#### PROMPT:
Copy from the first line below down to and including the line with "type Gender = 'Male' | 'Female';". Skip the pictures.

#### PROVIDED MATERIAL:
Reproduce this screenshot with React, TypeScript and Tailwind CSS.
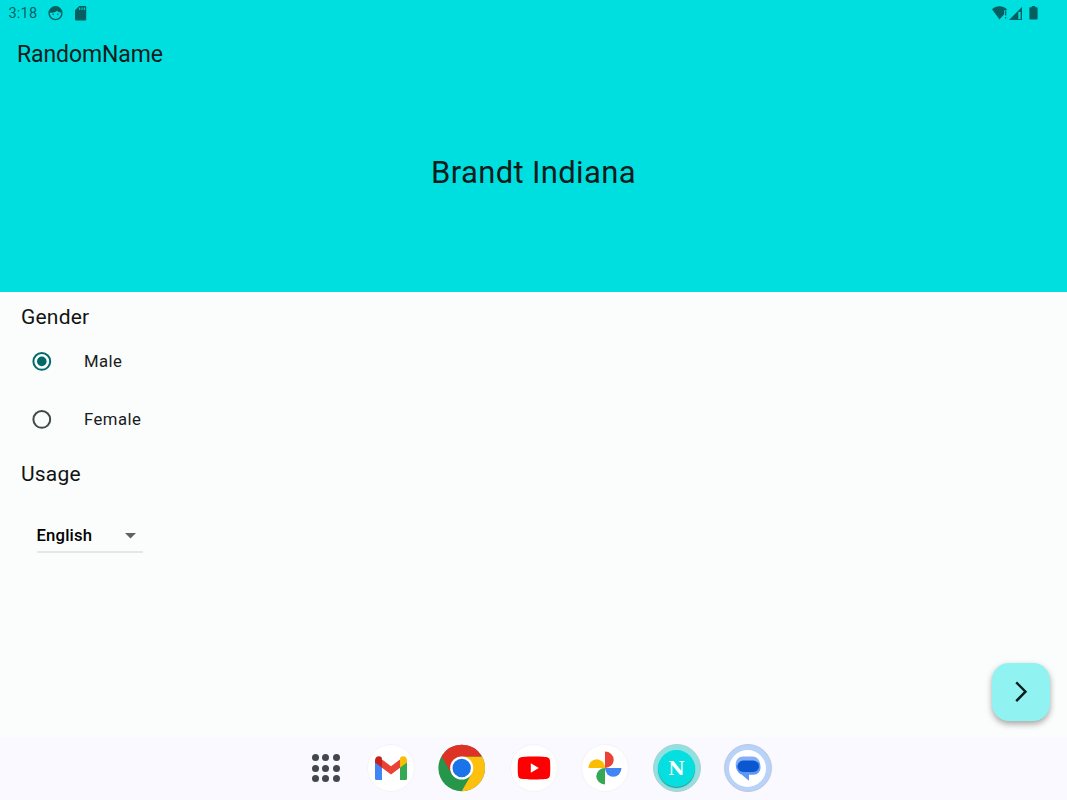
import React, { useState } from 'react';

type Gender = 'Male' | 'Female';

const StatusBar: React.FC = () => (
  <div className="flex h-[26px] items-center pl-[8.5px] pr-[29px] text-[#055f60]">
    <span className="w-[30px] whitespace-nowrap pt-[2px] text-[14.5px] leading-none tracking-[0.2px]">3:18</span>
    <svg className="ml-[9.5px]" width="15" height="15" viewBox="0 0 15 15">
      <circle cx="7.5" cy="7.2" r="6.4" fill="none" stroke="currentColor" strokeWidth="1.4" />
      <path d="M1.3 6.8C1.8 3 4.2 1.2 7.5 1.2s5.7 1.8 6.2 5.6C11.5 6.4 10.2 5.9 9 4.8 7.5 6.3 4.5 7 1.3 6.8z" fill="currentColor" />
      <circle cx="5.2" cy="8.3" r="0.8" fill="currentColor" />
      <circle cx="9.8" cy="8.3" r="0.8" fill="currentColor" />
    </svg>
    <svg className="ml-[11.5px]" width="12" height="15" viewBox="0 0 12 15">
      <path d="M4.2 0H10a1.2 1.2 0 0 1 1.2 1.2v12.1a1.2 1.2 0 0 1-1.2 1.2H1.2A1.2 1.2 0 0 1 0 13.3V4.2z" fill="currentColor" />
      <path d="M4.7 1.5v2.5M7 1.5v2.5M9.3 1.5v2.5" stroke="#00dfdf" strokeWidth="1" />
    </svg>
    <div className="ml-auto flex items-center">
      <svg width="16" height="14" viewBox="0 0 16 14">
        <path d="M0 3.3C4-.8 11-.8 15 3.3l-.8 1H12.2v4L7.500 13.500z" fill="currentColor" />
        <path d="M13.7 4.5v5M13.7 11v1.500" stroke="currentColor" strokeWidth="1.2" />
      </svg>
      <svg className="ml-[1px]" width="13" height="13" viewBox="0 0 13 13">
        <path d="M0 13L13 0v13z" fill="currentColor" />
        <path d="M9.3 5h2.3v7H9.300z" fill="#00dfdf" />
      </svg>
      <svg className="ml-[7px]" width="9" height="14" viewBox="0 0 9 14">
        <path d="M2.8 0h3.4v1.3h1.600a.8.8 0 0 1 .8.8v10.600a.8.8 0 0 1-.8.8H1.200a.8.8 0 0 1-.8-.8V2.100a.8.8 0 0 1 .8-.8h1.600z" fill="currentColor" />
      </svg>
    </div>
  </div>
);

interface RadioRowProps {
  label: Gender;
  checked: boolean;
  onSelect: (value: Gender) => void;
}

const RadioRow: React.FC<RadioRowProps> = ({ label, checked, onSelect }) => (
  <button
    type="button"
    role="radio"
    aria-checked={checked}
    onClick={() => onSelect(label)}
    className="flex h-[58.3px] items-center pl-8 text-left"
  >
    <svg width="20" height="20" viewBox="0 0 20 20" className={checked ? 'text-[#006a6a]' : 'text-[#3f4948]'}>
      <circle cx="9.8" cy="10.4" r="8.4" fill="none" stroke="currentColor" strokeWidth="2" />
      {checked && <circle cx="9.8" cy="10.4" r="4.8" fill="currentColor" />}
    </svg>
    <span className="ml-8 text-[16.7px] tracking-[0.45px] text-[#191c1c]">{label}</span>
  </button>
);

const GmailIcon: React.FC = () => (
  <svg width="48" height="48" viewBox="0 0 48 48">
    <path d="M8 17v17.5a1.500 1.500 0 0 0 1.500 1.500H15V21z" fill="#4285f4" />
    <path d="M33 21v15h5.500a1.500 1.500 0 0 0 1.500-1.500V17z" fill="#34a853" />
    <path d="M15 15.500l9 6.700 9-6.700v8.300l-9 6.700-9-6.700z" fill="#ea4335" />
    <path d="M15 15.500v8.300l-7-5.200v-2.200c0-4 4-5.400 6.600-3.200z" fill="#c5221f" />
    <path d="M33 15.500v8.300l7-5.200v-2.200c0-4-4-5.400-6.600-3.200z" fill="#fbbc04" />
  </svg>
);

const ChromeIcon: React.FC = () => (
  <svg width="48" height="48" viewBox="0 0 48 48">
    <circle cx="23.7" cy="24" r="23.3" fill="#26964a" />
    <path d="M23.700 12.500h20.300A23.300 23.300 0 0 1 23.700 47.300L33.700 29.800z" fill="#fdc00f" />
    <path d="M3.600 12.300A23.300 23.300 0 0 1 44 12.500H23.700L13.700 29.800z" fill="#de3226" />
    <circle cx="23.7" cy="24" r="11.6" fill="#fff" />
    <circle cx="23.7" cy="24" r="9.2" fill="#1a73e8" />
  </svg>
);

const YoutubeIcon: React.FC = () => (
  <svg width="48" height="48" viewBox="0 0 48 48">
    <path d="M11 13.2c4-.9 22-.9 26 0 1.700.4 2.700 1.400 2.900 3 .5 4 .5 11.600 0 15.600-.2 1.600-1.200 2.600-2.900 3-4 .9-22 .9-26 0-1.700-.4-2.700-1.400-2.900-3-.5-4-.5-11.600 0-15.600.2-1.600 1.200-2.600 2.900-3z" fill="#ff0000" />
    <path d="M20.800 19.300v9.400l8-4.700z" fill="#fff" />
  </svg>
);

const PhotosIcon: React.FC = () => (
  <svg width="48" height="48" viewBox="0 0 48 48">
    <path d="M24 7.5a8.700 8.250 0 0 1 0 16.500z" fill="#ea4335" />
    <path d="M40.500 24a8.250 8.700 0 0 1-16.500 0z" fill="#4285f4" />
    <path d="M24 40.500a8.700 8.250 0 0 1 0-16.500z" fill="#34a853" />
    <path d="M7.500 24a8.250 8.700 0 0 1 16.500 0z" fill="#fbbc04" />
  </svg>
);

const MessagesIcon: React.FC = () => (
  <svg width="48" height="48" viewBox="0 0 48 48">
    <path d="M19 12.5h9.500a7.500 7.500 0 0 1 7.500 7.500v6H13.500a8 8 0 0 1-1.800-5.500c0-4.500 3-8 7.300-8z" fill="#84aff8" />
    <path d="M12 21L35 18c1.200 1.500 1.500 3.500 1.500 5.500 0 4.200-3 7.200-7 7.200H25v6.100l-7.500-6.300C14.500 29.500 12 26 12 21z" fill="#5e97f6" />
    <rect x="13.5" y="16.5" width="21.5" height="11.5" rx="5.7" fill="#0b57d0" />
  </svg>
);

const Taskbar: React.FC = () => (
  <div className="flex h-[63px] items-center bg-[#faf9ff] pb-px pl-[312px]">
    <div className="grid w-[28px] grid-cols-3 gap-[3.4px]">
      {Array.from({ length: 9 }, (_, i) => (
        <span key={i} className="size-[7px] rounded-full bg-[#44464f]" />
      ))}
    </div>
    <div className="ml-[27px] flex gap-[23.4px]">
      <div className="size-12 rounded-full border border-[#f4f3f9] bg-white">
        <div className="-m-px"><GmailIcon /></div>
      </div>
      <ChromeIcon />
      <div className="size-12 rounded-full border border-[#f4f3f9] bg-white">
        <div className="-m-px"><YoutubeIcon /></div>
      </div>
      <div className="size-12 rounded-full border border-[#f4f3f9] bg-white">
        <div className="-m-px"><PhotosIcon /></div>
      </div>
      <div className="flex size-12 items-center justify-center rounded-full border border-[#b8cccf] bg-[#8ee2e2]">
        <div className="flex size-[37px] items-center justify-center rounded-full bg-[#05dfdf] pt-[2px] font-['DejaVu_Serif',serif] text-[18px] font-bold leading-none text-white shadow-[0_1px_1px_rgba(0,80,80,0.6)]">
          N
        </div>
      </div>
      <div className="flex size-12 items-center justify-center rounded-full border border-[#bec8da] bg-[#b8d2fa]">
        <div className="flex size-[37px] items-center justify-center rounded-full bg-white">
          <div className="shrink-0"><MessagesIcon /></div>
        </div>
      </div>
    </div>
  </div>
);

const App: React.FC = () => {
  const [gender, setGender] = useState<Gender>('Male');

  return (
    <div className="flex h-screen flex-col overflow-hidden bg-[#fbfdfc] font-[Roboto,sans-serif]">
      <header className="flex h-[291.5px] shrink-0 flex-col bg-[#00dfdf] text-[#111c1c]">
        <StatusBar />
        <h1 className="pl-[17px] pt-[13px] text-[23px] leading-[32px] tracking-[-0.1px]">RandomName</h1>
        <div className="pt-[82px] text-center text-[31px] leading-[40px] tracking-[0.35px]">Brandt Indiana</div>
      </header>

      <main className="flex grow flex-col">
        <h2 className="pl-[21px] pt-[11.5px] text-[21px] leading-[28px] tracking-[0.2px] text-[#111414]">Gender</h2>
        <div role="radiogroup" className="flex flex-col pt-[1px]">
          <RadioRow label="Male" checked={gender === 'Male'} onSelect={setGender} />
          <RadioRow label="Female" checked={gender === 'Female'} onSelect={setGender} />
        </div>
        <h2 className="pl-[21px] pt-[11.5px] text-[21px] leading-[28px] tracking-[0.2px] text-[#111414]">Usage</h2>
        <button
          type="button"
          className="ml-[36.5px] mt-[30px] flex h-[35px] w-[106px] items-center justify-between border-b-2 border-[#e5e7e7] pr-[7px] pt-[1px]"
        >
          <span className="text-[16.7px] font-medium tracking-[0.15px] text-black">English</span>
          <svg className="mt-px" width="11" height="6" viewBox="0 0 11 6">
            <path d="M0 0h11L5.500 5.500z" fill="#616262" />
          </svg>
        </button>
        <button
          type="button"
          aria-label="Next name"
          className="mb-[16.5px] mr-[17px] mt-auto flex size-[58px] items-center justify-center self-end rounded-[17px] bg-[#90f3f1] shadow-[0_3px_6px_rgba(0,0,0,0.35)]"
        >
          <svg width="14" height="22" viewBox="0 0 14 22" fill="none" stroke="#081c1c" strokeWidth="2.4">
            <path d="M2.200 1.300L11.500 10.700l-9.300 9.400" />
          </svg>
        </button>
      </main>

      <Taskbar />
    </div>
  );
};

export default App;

#### FINAL RESULT:
Reproduce this screenshot with React, TypeScript and Tailwind CSS.
import React, { useState } from 'react';

type Gender = 'Male' | 'Female';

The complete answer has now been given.